- STATED PROBLEM: Reproduce each line that includes the word "React".

- COLLECTED MATERIAL:
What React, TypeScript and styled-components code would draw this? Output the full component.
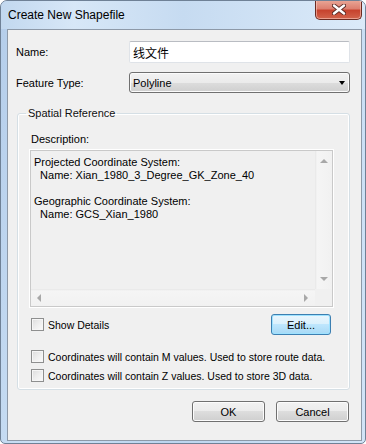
import React from "react";
import styled, { createGlobalStyle } from "styled-components";

const GlobalStyle = createGlobalStyle`
  html, body {
    margin: 0;
    padding: 0;
    background: #ffffff;
  }
  body {
    font-family: "Liberation Sans", Arial, sans-serif;
    font-size: 11px;
    color: #000;
  }
  * {
    box-sizing: border-box;
  }
`;

const Window = styled.div`
  width: 366px;
  height: 444px;
  display: flex;
  flex-direction: column;
  border: 1px solid #6f8196;
  border-radius: 7px 7px 5px 5px;
  background: linear-gradient(100deg, #b4cdea 0%, #cbe0f5 25%, #bcd5ef 55%, #d2e4f7 100%);
  overflow: hidden;
`;

const TitleBar = styled.div`
  height: 28px;
  display: flex;
  align-items: center;
  padding-left: 7px;
  background: linear-gradient(90deg, #c2d8ef 0%, #d7e7f7 20%, #c6dbf1 50%, #dbeaf9 100%);
`;

const TitleText = styled.span`
  font-size: 12px;
  color: #000;
  flex: 1;
`;

const CloseButton = styled.div`
  align-self: flex-start;
  width: 47px;
  height: 20px;
  margin: -1px 3px 0 0;
  display: flex;
  align-items: center;
  justify-content: center;
  border: 1px solid #6b2b22;
  border-top: none;
  border-radius: 0 0 5px 5px;
  background: linear-gradient(180deg, #eaa898 0%, #dc8070 45%, #c7432e 55%, #d2644c 100%);
  box-shadow: inset 0 0 0 1px rgba(255, 210, 200, 0.55);
`;

const Client = styled.div`
  flex: 1;
  margin: 0 3px 2px 6px;
  background: #f0f0f0;
  border: 1px solid #8d99a8;
  display: flex;
  flex-direction: column;
  padding: 11px 11px 0 8px;
`;

const FormGrid = styled.div`
  display: grid;
  grid-template-columns: 113px 221px;
  row-gap: 9px;
  align-items: center;
`;

const FieldLabel = styled.label`
  font-size: 11px;
`;

const TextInput = styled.div`
  height: 22px;
  display: flex;
  align-items: center;
  padding-left: 3px;
  background: #ffffff;
  border: 1px solid #dfe3e8;
  border-top-color: #b9bcc2;
  border-radius: 2px;
  font-family: "Liberation Sans", "Noto Sans CJK SC", sans-serif;
  font-size: 12px;
`;

const Select = styled.div`
  height: 21px;
  display: flex;
  align-items: center;
  justify-content: space-between;
  padding: 0 4px 0 3px;
  border: 1px solid #707070;
  border-radius: 3px;
  background: linear-gradient(180deg, #f2f2f2 0%, #ebebeb 50%, #dddddd 50%, #cfcfcf 100%);
  box-shadow: inset 0 0 0 1px #fbfbfb;
`;

const GroupBox = styled.fieldset`
  min-width: 0;
  margin: 14px 0 0 1px;
  padding: 0;
  border: 1px solid #d5dfe5;
  border-radius: 3px;
  box-shadow: inset 0 0 0 1px #ffffff;
`;

const Legend = styled.legend`
  margin-left: 8px;
  padding: 0 2px;
  line-height: 13px;
  font-size: 11px;
  color: #111;
`;

const GroupBody = styled.div`
  display: flex;
  flex-direction: column;
  padding: 13px 16px 4px 12px;
`;

const SmallLabel = styled.div`
  line-height: 13px;
  margin: 0 0 4px 1px;
`;

const DescBox = styled.div`
  height: 157px;
  display: grid;
  grid-template-columns: minmax(0, 1fr) 17px;
  grid-template-rows: 1fr 17px;
  border: 1px solid #c9c9c9;
  box-shadow: 0 0 0 1px #ffffff;
  background: #f0f0f0;
`;

const DescText = styled.div`
  padding: 5px 3px;
  line-height: 13px;
  white-space: pre;
  overflow: hidden;
`;

const ScrollTrack = styled.div<{ $vertical?: boolean }>`
  display: flex;
  flex-direction: ${({ $vertical }) => ($vertical ? "column" : "row")};
  justify-content: space-between;
  align-items: center;
  background: ${({ $vertical }) =>
    $vertical
      ? "linear-gradient(90deg, #e6e6e6 0px, #f5f5f5 2px, #f1f1f1 100%)"
      : "linear-gradient(180deg, #e6e6e6 0px, #f5f5f5 2px, #f1f1f1 100%)"};
  padding: ${({ $vertical }) => ($vertical ? "8px 0 8px" : "0 7px 0 6px")};
`;

const Corner = styled.div`
  background: #f0f0f0;
`;

const Arrow = styled.span<{ $dir: "up" | "down" | "left" | "right" }>`
  width: 0;
  height: 0;
  border-style: solid;
  ${({ $dir }) =>
    $dir === "up"
      ? "border-width: 0 4px 4px 4px; border-color: transparent transparent #a8a8a8 transparent;"
      : $dir === "down"
      ? "border-width: 4px 4px 0 4px; border-color: #a8a8a8 transparent transparent transparent;"
      : $dir === "left"
      ? "border-width: 4px 4px 4px 0; border-color: transparent #a8a8a8 transparent transparent;"
      : "border-width: 4px 0 4px 4px; border-color: transparent transparent transparent #a8a8a8;"}
`;

const DropArrow = styled.span`
  width: 0;
  height: 0;
  border-style: solid;
  border-width: 4px 3.5px 0 3.5px;
  border-color: #000 transparent transparent transparent;
  margin-top: 1px;
`;

const DetailsRow = styled.div`
  display: flex;
  align-items: center;
  justify-content: space-between;
  margin: 7px 2px 0 1px;
`;

const CheckRow = styled.label<{ $height?: number }>`
  display: flex;
  align-items: center;
  gap: 4px;
  height: ${({ $height }) => $height ?? 19}px;
  font-size: 10.5px;
  white-space: nowrap;
`;

const CheckBox = styled.span`
  width: 13px;
  height: 13px;
  flex: none;
  border: 1px solid #8e8f8f;
  background: linear-gradient(135deg, #dcdcdc 0%, #eeeeee 50%, #fbfbfb 100%);
  box-shadow: inset 0 0 0 1px #f6f6f6;
`;

const CheckList = styled.div`
  display: flex;
  flex-direction: column;
  margin: 12px 0 0 1px;
`;

const Button = styled.button<{ $hot?: boolean; $w: number }>`
  width: ${({ $w }) => $w}px;
  height: 21px;
  padding: 0;
  font-family: "Liberation Sans", Arial, sans-serif;
  font-size: 11px;
  color: #000;
  border-radius: 3px;
  border: 1px solid ${({ $hot }) => ($hot ? "#3c7fb1" : "#707070")};
  background: ${({ $hot }) =>
    $hot
      ? "linear-gradient(180deg, #eaf6fd 0%, #d9f0fc 50%, #bee6fd 50%, #a7d9f5 100%)"
      : "linear-gradient(180deg, #f2f2f2 0%, #ebebeb 50%, #dddddd 50%, #cfcfcf 100%)"};
  box-shadow: inset 0 0 0 1px ${({ $hot }) => ($hot ? "#9ee2ff" : "#fcfcfc")};
`;

const Footer = styled.div`
  display: flex;
  justify-content: flex-end;
  gap: 11px;
  margin: 11px 1px 0 0;
`;

const CloseGlyph = () => (
  <svg width="14" height="11" viewBox="0 0 14 11">
    <path d="M2 1.5 L12 9.5 M12 1.5 L2 9.5" stroke="#5b2a24" strokeWidth="4.2" strokeLinecap="round" />
    <path d="M2 1.5 L12 9.5 M12 1.5 L2 9.5" stroke="#ffffff" strokeWidth="2.4" strokeLinecap="round" />
  </svg>
);

const description = `Projected Coordinate System:
  Name: Xian_1980_3_Degree_GK_Zone_40

Geographic Coordinate System:
  Name: GCS_Xian_1980`;

export default function App() {
  return (
    <>
      <GlobalStyle />
      <Window>
        <TitleBar>
          <TitleText>Create New Shapefile</TitleText>
          <CloseButton>
            <CloseGlyph />
          </CloseButton>
        </TitleBar>
        <Client>
          <FormGrid>
            <FieldLabel>Name:</FieldLabel>
            <TextInput>线文件</TextInput>
            <FieldLabel>Feature Type:</FieldLabel>
            <Select>
              <span>Polyline</span>
              <DropArrow />
            </Select>
          </FormGrid>

          <GroupBox>
            <Legend>Spatial Reference</Legend>
            <GroupBody>
              <SmallLabel>Description:</SmallLabel>
              <DescBox>
                <DescText>{description}</DescText>
                <ScrollTrack $vertical>
                  <Arrow $dir="up" />
                  <Arrow $dir="down" />
                </ScrollTrack>
                <ScrollTrack>
                  <Arrow $dir="left" />
                  <Arrow $dir="right" />
                </ScrollTrack>
                <Corner />
              </DescBox>

              <DetailsRow>
                <CheckRow $height={21}>
                  <CheckBox />
                  Show Details
                </CheckRow>
                <Button $hot $w={60}>Edit...</Button>
              </DetailsRow>

              <CheckList>
                <CheckRow>
                  <CheckBox />
                  Coordinates will contain M values. Used to store route data.
                </CheckRow>
                <CheckRow>
                  <CheckBox />
                  Coordinates will contain Z values. Used to store 3D data.
                </CheckRow>
              </CheckList>
            </GroupBody>
          </GroupBox>

          <Footer>
            <Button $w={73}>OK</Button>
            <Button $w={73}>Cancel</Button>
          </Footer>
        </Client>
      </Window>
    </>
  );
}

- SOLUTION:
What React, TypeScript and styled-components code would draw this? Output the full component.
import React from "react";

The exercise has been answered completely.